- Brief: Without the pictures, repeat the listing character for character.

- Data:
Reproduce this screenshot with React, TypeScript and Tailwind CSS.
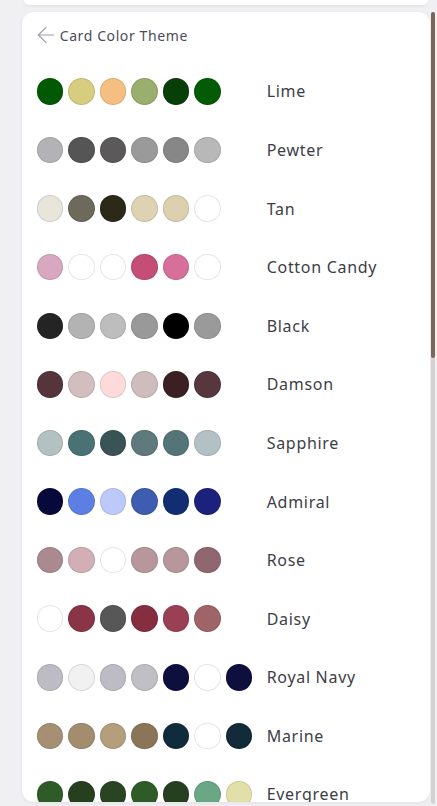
import { ArrowLeft } from "lucide-react";

type Theme = { name: string; colors: string[] };

const themes: Theme[] = [
  { name: "Lime", colors: ["#015a03", "#d8cc7f", "#f4bf80", "#9aae6d", "#083f08", "#035c05"] },
  { name: "Pewter", colors: ["#b3b3b5", "#555556", "#5b5959", "#9a9a9a", "#878787", "#b8b8b9"] },
  { name: "Tan", colors: ["#e8e5db", "#6d6a5c", "#2d2919", "#ddd2b2", "#dcd0af", "#ffffff"] },
  { name: "Cotton Candy", colors: ["#d8a7c0", "#ffffff", "#ffffff", "#c44e75", "#d86f9a", "#ffffff"] },
  { name: "Black", colors: ["#242424", "#b3b3b3", "#bdbdbd", "#999999", "#000000", "#9a9a9a"] },
  { name: "Damson", colors: ["#55343c", "#d2bebe", "#ffdada", "#cfbcbc", "#3c1f23", "#57363e"] },
  { name: "Sapphire", colors: ["#b3c1c3", "#4a7174", "#3a5455", "#5f797c", "#537578", "#b3c1c5"] },
  { name: "Admiral", colors: ["#07093a", "#5d7fe4", "#bdcaf9", "#3e5db0", "#122d71", "#1c217b"] },
  { name: "Rose", colors: ["#aa8a90", "#d2aeb6", "#ffffff", "#b7979c", "#b8979c", "#906670"] },
  { name: "Daisy", colors: ["#ffffff", "#8a3447", "#585758", "#852e40", "#9a4055", "#9e6467"] },
  { name: "Royal Navy", colors: ["#bdbcc4", "#f1f1f1", "#bdbcc4", "#c0bfc5", "#0e0f3d", "#ffffff", "#0e0f3d"] },
  { name: "Marine", colors: ["#a68f73", "#a48c6e", "#b59e7c", "#8b7558", "#0f2b3c", "#ffffff", "#112b3a"] },
  { name: "Evergreen", colors: ["#2f5b29", "#26401f", "#284423", "#2f5b29", "#263f20", "#6aa784", "#e2dfa8"] },
];

const ThemeRow = ({ theme }: { theme: Theme }) => {
  return (
    <div className="flex items-center h-[58.58px] shrink-0">
      <div className="flex gap-[5px] w-[230px] shrink-0">
        {theme.colors.map((c, i) => (
          <span
            key={i}
            className="block w-[26.5px] h-[26.5px] rounded-full border border-black/10"
            style={{ backgroundColor: c }}
          />
        ))}
      </div>
      <p className="text-[16px] tracking-[0.7px] text-[#3d3d46] whitespace-nowrap">{theme.name}</p>
    </div>
  );
};

export default function App() {
  return (
    <div
      className="w-[437px] h-[806px] overflow-hidden bg-[#f0f0f2] flex flex-col"
      style={{ fontFamily: '"Noto Sans", "Open Sans", sans-serif' }}
    >
      <div className="ml-[24px] mr-[9px] h-[5px] bg-white rounded-b-[12px] shadow-[0_1px_3px_rgba(0,0,0,0.08)]" />
      <div className="flex flex-1 min-h-0 mt-[7px] pl-[22px] pr-[2px] pb-[2px]">
        <div className="flex-1 mb-[2px] bg-white rounded-[12px] shadow-[0_1px_4px_rgba(0,0,0,0.06)] pl-[14.7px] pt-[13px] flex flex-col overflow-hidden">
          <div className="flex items-center h-[20px]">
            <ArrowLeft size={26} strokeWidth={1.1} className="text-[#9c9ca8] -ml-[3.5px] shrink-0" />
            <span className="text-[14px] tracking-[0.6px] text-[#4b4b5c] ml-[0.5px]">Card Color Theme</span>
          </div>
          <div className="flex flex-col mt-[17.2px]">
            {themes.map((t) => (
              <ThemeRow key={t.name} theme={t} />
            ))}
          </div>
        </div>
        <div className="w-[4.5px] ml-[1px] bg-[#d9d1cf] rounded-full flex flex-col">
          <div className="h-[346px] bg-[#7d6658] rounded-full" />
        </div>
      </div>
    </div>
  );
}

- Exercise solution:
Reproduce this screenshot with React, TypeScript and Tailwind CSS.
import { ArrowLeft } from "lucide-react";

type Theme = { name: string; colors: string[] };

const themes: Theme[] = [
  { name: "Lime", colors: ["#015a03", "#d8cc7f", "#f4bf80", "#9aae6d", "#083f08", "#035c05"] },
  { name: "Pewter", colors: ["#b3b3b5", "#555556", "#5b5959", "#9a9a9a", "#878787", "#b8b8b9"] },
  { name: "Tan", colors: ["#e8e5db", "#6d6a5c", "#2d2919", "#ddd2b2", "#dcd0af", "#ffffff"] },
  { name: "Cotton Candy", colors: ["#d8a7c0", "#ffffff", "#ffffff", "#c44e75", "#d86f9a", "#ffffff"] },
  { name: "Black", colors: ["#242424", "#b3b3b3", "#bdbdbd", "#999999", "#000000", "#9a9a9a"] },
  { name: "Damson", colors: ["#55343c", "#d2bebe", "#ffdada", "#cfbcbc", "#3c1f23", "#57363e"] },
  { name: "Sapphire", colors: ["#b3c1c3", "#4a7174", "#3a5455", "#5f797c", "#537578", "#b3c1c5"] },
  { name: "Admiral", colors: ["#07093a", "#5d7fe4", "#bdcaf9", "#3e5db0", "#122d71", "#1c217b"] },
  { name: "Rose", colors: ["#aa8a90", "#d2aeb6", "#ffffff", "#b7979c", "#b8979c", "#906670"] },
  { name: "Daisy", colors: ["#ffffff", "#8a3447", "#585758", "#852e40", "#9a4055", "#9e6467"] },
  { name: "Royal Navy", colors: ["#bdbcc4", "#f1f1f1", "#bdbcc4", "#c0bfc5", "#0e0f3d", "#ffffff", "#0e0f3d"] },
  { name: "Marine", colors: ["#a68f73", "#a48c6e", "#b59e7c", "#8b7558", "#0f2b3c", "#ffffff", "#112b3a"] },
  { name: "Evergreen", colors: ["#2f5b29", "#26401f", "#284423", "#2f5b29", "#263f20", "#6aa784", "#e2dfa8"] },
];

const ThemeRow = ({ theme }: { theme: Theme }) => {
  return (
    <div className="flex items-center h-[58.58px] shrink-0">
      <div className="flex gap-[5px] w-[230px] shrink-0">
        {theme.colors.map((c, i) => (
          <span
            key={i}
            className="block w-[26.5px] h-[26.5px] rounded-full border border-black/10"
            style={{ backgroundColor: c }}
          />
        ))}
      </div>
      <p className="text-[16px] tracking-[0.7px] text-[#3d3d46] whitespace-nowrap">{theme.name}</p>
    </div>
  );
};

export default function App() {
  return (
    <div
      className="w-[437px] h-[806px] overflow-hidden bg-[#f0f0f2] flex flex-col"
      style={{ fontFamily: '"Noto Sans", "Open Sans", sans-serif' }}
    >
      <div className="ml-[24px] mr-[9px] h-[5px] bg-white rounded-b-[12px] shadow-[0_1px_3px_rgba(0,0,0,0.08)]" />
      <div className="flex flex-1 min-h-0 mt-[7px] pl-[22px] pr-[2px] pb-[2px]">
        <div className="flex-1 mb-[2px] bg-white rounded-[12px] shadow-[0_1px_4px_rgba(0,0,0,0.06)] pl-[14.7px] pt-[13px] flex flex-col overflow-hidden">
          <div className="flex items-center h-[20px]">
            <ArrowLeft size={26} strokeWidth={1.1} className="text-[#9c9ca8] -ml-[3.5px] shrink-0" />
            <span className="text-[14px] tracking-[0.6px] text-[#4b4b5c] ml-[0.5px]">Card Color Theme</span>
          </div>
          <div className="flex flex-col mt-[17.2px]">
            {themes.map((t) => (
              <ThemeRow key={t.name} theme={t} />
            ))}
          </div>
        </div>
        <div className="w-[4.5px] ml-[1px] bg-[#d9d1cf] rounded-full flex flex-col">
          <div className="h-[346px] bg-[#7d6658] rounded-full" />
        </div>
      </div>
    </div>
  );
}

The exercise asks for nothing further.